Optional Exercise: Interactive Jobs
Create a copy of your
hello-chtc.sub
file calledhello-interactive.sub
.
Make the following two changes:
- Only submit one job:
queue 1
- Also, uncomment the
transfer_input_files
line and add your executable:transfer_input_files = hello-chtc.sh
Then submit the job using the
-i
flag:condor_submit -i hello-interactive.sub
Once the job starts, try running your script.
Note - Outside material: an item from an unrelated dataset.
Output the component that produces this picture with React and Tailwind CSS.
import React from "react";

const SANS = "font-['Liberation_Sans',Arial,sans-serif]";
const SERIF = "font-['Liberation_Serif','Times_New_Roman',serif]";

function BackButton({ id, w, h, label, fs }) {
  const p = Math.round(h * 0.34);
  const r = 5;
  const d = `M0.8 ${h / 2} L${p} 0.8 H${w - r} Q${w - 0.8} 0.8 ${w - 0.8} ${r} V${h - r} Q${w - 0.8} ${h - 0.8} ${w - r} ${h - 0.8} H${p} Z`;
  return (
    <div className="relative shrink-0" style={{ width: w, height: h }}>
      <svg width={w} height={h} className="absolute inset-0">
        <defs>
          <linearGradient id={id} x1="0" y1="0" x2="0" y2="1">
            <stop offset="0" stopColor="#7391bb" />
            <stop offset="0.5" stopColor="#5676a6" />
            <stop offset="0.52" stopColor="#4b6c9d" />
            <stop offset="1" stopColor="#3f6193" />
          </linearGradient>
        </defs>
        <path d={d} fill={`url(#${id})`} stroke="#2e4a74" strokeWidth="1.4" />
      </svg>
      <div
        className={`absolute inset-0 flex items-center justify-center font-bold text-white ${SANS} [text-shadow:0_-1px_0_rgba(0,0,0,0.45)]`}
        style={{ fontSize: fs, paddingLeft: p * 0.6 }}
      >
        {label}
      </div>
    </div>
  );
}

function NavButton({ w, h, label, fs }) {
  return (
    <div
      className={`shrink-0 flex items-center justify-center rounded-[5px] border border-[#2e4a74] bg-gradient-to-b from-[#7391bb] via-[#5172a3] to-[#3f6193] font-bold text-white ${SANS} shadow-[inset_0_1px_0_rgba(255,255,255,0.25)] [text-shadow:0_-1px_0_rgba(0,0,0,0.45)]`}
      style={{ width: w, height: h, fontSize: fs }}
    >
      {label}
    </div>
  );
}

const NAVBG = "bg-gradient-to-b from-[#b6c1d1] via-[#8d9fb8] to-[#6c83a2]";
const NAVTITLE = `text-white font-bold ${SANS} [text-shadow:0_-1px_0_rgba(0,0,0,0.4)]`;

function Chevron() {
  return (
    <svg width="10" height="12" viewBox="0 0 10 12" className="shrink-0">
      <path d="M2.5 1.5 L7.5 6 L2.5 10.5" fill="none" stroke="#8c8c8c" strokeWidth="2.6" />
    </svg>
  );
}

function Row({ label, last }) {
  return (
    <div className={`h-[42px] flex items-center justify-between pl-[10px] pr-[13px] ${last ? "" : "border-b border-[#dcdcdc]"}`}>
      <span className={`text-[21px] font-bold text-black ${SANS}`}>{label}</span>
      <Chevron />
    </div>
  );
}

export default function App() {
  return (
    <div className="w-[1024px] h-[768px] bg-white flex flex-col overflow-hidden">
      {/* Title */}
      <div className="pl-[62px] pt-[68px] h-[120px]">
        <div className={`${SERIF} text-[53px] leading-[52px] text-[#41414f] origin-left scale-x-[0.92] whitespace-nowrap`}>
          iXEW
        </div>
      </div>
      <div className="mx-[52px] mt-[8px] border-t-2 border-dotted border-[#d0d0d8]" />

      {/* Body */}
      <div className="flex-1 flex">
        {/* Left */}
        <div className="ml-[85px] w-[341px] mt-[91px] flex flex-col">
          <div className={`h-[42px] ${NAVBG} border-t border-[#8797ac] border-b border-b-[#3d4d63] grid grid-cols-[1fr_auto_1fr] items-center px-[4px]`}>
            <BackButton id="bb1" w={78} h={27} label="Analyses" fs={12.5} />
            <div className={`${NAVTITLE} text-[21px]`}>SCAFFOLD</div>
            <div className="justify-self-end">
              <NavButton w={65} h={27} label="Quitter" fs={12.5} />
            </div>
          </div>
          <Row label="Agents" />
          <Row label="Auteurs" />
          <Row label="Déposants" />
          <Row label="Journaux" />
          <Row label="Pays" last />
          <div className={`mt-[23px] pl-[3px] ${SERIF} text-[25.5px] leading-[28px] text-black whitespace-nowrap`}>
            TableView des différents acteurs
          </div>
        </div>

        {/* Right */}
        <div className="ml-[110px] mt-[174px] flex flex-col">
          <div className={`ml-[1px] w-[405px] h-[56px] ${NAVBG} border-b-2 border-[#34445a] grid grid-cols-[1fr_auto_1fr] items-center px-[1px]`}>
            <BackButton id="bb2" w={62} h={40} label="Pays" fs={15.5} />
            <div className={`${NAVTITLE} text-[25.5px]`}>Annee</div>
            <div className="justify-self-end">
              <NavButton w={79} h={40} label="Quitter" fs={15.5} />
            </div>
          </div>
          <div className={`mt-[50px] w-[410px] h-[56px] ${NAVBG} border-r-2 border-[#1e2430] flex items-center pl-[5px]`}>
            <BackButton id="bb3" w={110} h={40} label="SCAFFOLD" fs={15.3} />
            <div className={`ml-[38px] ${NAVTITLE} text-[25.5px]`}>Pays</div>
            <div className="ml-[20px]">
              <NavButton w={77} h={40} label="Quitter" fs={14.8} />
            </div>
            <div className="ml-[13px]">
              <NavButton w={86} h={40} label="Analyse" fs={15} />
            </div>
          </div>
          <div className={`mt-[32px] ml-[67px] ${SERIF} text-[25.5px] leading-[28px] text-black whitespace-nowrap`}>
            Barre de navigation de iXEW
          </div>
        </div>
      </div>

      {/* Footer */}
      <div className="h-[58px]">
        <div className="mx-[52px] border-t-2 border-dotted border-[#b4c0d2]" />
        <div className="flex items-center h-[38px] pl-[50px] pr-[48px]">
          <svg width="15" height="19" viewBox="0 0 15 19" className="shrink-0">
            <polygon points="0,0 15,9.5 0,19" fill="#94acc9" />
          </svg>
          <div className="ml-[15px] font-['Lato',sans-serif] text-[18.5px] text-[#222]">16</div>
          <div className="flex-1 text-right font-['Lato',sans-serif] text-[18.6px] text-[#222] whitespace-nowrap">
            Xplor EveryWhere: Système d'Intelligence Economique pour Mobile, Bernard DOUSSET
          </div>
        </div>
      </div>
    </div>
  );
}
Can you see how an interactive job would be a good way to troubleshoot?
Testing
It’s always a good idea to run test jobs before a large batch to ensure that your jobs are running successfully, have an accurate memory and disk request (which file can tell you this?) and finish in 72 hours.
Asking For Help
Sometimes you might not be able to figure out what’s going on with your jobs, or why. Don’t hesitate to email chtc@cs.wisc.edu with questions. A good troubleshooting request has the following information:
- Tell which submit server you log into
- Describe your problem:
- What are you trying to do?
- What did you expect to see?
- What was different than what you expected?
- What error messages have you received (if any)?
- Attach any relevant files (output, error, log, submit files, scripts) or tell which directory on the submit server where we can find these files.
Optional Exercise: Can’t Start
Edit your
hello-chtc.sub
submit file by adding one line:requirements = (OpSysMajorVer == 5)
Then submit the jobs. Even if you wait 5-10 minutes, they probably won’t start running. To see why, choose one of the JobIds and run:
condor_q -better-analyze JobId
This will print out an analysis of why your job isn’t running.
Key Points
Always run a test job before submitting a full scale job.
To test a new job, use an interactive session beore submitting.
You can use log, standard output, and standard error information to determine why jobs fail.